Thursday, November 10, 2011

The following letter was shared by a client of the Cornell University Hospital. Please enjoy!

On Saturday March 26, 2011, Zeus ran out to greet my uncle as he drove in the driveway with his van. He was there to fix my dad’s furnace. 

It had been icy and when Zeus tried to stop he could not and slid on the ice. He did not go under the vehicle, but slid up against the side of the van with his hip hitting first. That was when Zeus let out a horrible scream of pain and ran to hide on the porch. Everyone scrambled to find him and when we did, it was plain to see he was in horrible pain. 

My dad had adopted Zeus at the Auburn SPCA a year earlier; he was now only 3-years-old.  He had heart worms and went through all the treatments to get cured. By this time, my dad and Zeus had bonded, and they went everywhere together.  My dad called me to come over and see what I thought he should do. I brought my muzzle because it sounded like Zeus was in extreme pain, and I did not want anyone to get bitten if he reacted to being moved. He is such a good-natured boy, but the pain was terrible. We loaded Zeus in the back of the station wagon using a sheet as a sling. My dad seemed numb, almost in shock. He first took Zeus to his vet in Auburn, who took one look at Zeus, gave him a shot for pain, and sent him to Syracuse to an emergency veterinary hospital there. 

Dad sat with Zeus for an hour, but was told it would be approximately $3500 just for them to x-ray and take a look at what they could do for him.  Dad called asking me where else he could go for help because he did not have that kind of money. He met me in Moravia and Dr. Kerry Norris met us there and took x-rays; we then learned Zeus’s hip had actually popped out of the socket when he banged up against the van. Dr. Norris said his hip socket was a little more shallow on that side and although he had better hips than most German Shepherds, the blunt force had been enough to cause this to happen. She then put him under and worked for several hours trying to get his hip to pop back in the socket. Sadly this did not work. We discussed our options and decided the only hope to save him was to take him to Cornell where a team could assess the damage and hopefully repair his hip. Zeus was given more pain medication, and we drove the 45-minute drive to Cornell. 

The Cornell doctors assessed the hip injury and determined the best option for Zeus was to remove the ball on his hip. Incredibly, the hip would form scar tissue and form a sort of false hip joint. This would require confining Zeus, keeping him calm, and therapy several times a day with cold and heat packs to help with pain and swelling for several months. When they told my dad how much it would cost, I saw a sad, defeated look come over him and he said he did not know what to do; he could not afford this, but he loved his dog and did not want to let this be the end. He agonized over this for several hours as the doctors did more tests and gave him updates.
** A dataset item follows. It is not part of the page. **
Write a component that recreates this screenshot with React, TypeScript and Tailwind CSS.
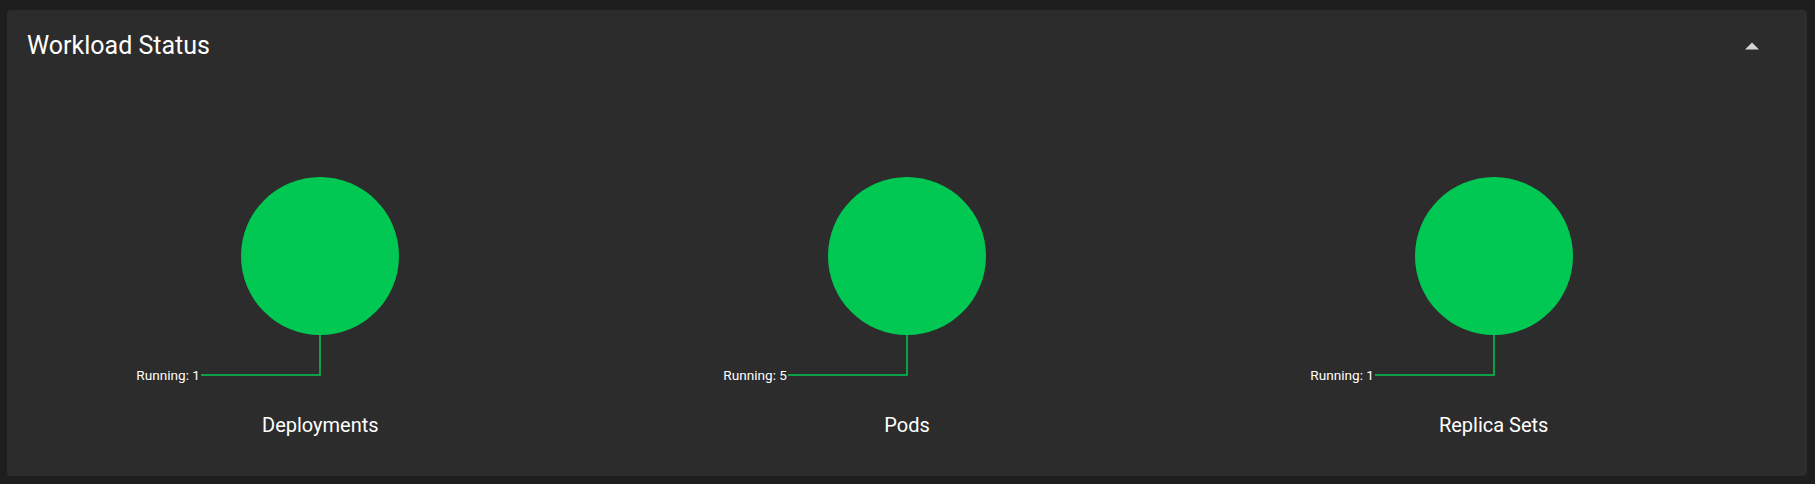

Then one of the students told him he could apply for help through the patient assistance program: a program where folks donate funds to help cover the cost when a person is struggling to save their pet but cannot afford it.  This was the answer to his prayers and this helped saved Zeus' life. 

We cannot begin to find the words to thank the people responsible for this warm act of kindness.

We wanted to send you a deeply felt and special thank you and ask you to pass this on to the folks responsible. Again we cannot thank them enough, it is a wonderful, loving thing to do, and we will never forget this.

My dad religiously did the therapy and Zeus is now using his leg again. He again tags along with my dad everywhere he goes, swims in the pond and is my dad’s constant companion. Thank you so much for allowing us to have more time to spend with this wonderful member of our family! Please know we thank you from the bottom of our hearts and will never forget this special gift!